— AIM OF THE TASK —
Using the data below, gather each line that includes the word "screenshot".

— WORKING DATA —
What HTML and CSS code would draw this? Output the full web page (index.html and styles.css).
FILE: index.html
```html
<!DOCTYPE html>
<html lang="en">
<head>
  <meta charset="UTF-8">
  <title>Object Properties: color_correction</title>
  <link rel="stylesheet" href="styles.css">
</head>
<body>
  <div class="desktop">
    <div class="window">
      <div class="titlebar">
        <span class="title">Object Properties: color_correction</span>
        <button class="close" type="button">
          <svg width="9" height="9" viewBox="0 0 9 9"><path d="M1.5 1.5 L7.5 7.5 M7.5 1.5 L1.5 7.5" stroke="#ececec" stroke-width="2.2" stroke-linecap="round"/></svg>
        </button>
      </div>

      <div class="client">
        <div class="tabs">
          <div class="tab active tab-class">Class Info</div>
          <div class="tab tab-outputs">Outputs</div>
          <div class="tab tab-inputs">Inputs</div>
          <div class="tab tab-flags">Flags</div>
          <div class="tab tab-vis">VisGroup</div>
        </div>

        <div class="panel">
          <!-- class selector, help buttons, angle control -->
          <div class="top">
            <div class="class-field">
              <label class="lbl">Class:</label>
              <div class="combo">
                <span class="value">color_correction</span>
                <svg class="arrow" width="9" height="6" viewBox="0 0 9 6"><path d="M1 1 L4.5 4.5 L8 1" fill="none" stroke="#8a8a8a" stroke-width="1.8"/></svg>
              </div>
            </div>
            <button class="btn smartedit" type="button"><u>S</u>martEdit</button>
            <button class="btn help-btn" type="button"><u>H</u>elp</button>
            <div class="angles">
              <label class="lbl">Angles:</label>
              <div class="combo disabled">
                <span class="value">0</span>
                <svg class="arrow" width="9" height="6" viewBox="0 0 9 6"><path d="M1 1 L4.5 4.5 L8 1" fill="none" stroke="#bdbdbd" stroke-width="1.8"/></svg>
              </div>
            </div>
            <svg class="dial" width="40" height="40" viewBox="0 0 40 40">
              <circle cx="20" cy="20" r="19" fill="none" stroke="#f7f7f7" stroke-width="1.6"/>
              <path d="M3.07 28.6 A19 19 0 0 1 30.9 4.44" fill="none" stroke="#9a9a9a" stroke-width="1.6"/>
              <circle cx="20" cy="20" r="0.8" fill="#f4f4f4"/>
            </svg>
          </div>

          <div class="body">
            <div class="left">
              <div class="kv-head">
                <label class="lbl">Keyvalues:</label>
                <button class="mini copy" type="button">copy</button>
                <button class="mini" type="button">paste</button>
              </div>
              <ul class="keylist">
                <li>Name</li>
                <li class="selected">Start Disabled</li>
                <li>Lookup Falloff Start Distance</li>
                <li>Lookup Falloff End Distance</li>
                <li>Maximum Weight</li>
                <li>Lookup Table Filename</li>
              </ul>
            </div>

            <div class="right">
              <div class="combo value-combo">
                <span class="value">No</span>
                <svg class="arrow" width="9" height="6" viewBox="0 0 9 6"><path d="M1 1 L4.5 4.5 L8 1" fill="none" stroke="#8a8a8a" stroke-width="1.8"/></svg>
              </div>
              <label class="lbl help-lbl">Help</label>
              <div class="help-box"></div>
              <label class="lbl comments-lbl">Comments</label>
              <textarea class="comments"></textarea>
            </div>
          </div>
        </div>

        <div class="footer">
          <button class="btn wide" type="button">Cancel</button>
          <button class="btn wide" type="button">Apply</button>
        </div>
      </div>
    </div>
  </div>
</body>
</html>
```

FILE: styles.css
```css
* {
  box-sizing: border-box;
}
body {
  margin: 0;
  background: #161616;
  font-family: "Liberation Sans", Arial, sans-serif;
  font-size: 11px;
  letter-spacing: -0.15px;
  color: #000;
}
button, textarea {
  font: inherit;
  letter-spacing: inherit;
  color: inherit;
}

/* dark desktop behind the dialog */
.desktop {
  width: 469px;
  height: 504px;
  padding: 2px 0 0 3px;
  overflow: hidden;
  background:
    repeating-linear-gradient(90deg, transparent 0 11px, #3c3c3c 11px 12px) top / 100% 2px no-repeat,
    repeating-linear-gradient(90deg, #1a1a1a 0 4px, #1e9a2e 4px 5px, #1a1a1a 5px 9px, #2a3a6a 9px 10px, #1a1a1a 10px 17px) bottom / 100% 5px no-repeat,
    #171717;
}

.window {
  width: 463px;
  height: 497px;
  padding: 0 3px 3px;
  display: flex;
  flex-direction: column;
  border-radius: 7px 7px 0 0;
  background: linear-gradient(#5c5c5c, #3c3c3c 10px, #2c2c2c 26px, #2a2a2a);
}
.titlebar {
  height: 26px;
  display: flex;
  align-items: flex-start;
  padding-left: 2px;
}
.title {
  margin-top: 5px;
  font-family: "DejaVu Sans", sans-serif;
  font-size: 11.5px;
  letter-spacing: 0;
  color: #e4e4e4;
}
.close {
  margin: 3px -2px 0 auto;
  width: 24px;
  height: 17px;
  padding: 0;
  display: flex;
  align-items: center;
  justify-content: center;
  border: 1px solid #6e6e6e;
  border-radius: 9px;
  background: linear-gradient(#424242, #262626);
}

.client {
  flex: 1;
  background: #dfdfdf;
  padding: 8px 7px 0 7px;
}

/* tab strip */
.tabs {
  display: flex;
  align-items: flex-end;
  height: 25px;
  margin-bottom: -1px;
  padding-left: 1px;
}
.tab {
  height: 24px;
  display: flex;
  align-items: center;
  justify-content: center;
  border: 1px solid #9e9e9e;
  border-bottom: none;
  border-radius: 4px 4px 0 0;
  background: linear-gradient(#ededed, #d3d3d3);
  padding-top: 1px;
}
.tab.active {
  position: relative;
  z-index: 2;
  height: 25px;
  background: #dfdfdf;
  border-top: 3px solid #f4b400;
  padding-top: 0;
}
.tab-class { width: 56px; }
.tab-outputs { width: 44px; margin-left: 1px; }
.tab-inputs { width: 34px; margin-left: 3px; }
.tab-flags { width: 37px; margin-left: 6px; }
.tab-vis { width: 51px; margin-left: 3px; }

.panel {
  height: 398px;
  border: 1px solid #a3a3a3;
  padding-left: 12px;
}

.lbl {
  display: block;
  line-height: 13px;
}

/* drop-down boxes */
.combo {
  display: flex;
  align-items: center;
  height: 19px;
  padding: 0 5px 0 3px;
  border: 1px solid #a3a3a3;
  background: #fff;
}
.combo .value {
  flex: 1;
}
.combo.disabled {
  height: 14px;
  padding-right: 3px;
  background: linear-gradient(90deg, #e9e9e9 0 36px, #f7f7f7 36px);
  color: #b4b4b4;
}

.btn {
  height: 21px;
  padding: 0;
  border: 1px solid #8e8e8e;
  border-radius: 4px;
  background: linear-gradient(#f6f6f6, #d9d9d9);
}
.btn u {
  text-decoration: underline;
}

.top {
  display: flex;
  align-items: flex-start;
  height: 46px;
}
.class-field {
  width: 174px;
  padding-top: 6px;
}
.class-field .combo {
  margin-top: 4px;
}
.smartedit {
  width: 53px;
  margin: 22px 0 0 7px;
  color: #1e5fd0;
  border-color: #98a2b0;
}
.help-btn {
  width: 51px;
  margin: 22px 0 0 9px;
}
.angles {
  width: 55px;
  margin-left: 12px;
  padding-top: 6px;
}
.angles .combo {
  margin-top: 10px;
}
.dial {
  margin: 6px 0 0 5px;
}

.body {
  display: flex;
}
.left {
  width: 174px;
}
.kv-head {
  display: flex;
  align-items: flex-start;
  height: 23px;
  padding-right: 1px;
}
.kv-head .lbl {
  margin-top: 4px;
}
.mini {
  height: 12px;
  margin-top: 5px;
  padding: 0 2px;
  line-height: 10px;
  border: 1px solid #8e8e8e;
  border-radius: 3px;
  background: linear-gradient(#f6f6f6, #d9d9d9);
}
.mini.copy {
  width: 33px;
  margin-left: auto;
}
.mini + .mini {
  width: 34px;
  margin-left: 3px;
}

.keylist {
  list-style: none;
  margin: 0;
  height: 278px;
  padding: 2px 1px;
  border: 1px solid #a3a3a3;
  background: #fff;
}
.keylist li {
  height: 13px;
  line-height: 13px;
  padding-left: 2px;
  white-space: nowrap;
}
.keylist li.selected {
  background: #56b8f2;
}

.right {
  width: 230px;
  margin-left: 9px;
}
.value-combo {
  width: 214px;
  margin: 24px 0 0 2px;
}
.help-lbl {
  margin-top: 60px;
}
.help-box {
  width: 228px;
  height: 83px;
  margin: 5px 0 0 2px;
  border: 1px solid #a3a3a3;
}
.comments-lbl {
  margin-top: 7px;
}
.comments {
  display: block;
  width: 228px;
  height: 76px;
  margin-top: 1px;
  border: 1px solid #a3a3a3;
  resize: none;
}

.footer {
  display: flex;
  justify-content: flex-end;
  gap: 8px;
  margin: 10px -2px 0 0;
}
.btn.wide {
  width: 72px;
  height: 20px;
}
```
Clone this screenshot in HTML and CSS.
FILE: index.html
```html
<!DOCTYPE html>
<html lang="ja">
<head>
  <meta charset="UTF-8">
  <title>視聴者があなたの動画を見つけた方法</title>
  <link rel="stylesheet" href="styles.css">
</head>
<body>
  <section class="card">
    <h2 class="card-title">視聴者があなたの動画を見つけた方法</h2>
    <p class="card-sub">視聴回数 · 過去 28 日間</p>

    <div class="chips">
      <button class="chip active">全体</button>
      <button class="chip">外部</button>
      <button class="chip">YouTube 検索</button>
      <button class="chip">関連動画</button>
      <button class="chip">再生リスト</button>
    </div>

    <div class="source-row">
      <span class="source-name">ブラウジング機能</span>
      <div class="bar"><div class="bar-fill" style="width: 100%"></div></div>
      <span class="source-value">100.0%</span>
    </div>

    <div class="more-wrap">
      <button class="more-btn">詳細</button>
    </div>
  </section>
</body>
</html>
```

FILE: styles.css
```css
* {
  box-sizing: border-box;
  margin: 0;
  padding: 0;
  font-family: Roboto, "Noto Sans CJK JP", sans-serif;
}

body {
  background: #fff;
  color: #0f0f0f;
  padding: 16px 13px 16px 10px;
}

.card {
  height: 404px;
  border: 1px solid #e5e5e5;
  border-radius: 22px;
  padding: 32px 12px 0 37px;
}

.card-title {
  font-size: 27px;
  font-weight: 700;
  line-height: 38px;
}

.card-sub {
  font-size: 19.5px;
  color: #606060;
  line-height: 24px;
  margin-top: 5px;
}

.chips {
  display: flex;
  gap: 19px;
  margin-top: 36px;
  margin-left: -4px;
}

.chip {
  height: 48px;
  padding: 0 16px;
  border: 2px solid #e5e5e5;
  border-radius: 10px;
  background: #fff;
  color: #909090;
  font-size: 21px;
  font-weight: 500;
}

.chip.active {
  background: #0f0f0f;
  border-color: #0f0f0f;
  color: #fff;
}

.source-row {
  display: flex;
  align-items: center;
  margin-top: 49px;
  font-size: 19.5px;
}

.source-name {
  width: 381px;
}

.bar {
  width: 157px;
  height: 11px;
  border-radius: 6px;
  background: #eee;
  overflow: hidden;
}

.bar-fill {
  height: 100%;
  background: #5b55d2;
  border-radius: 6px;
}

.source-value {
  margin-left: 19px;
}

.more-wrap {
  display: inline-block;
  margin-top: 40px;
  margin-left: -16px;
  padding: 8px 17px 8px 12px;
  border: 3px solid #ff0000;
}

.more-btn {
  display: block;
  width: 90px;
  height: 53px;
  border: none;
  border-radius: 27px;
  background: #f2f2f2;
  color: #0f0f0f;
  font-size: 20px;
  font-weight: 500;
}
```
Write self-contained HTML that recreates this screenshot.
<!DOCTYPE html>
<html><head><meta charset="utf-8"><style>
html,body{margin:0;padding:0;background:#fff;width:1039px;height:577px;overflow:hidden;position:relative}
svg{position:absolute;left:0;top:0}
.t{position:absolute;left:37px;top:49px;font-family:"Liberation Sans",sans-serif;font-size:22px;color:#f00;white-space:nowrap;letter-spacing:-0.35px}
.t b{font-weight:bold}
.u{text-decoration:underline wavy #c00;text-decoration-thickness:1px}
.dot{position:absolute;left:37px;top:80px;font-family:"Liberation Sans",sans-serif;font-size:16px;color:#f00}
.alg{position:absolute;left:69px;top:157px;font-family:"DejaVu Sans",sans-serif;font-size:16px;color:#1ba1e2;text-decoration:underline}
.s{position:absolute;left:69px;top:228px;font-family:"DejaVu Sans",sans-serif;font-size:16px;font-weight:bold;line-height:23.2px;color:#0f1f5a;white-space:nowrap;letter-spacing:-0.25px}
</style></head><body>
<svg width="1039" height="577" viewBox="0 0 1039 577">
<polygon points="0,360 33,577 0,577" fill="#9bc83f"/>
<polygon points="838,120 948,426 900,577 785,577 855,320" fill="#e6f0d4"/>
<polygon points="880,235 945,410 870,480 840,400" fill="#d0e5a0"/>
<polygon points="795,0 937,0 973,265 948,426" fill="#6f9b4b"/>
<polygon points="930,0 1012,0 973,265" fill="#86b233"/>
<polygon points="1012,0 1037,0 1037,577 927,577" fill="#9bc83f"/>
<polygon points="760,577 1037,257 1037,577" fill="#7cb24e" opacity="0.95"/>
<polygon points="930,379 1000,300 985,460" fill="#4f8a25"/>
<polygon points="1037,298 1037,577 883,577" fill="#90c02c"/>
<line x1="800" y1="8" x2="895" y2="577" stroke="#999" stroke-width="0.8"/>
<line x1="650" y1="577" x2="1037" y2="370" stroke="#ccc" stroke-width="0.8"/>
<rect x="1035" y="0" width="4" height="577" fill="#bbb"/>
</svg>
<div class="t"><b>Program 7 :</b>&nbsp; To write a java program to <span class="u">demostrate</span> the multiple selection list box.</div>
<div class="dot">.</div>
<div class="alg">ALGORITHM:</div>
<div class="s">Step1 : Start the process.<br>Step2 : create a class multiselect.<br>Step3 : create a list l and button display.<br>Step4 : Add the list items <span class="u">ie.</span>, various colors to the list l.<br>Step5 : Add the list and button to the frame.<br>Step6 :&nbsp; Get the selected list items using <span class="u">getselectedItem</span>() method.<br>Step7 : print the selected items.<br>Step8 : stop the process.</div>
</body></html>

— RESPONSE TO THIS TASK —
Clone this screenshot in HTML and CSS.
Write self-contained HTML that recreates this screenshot.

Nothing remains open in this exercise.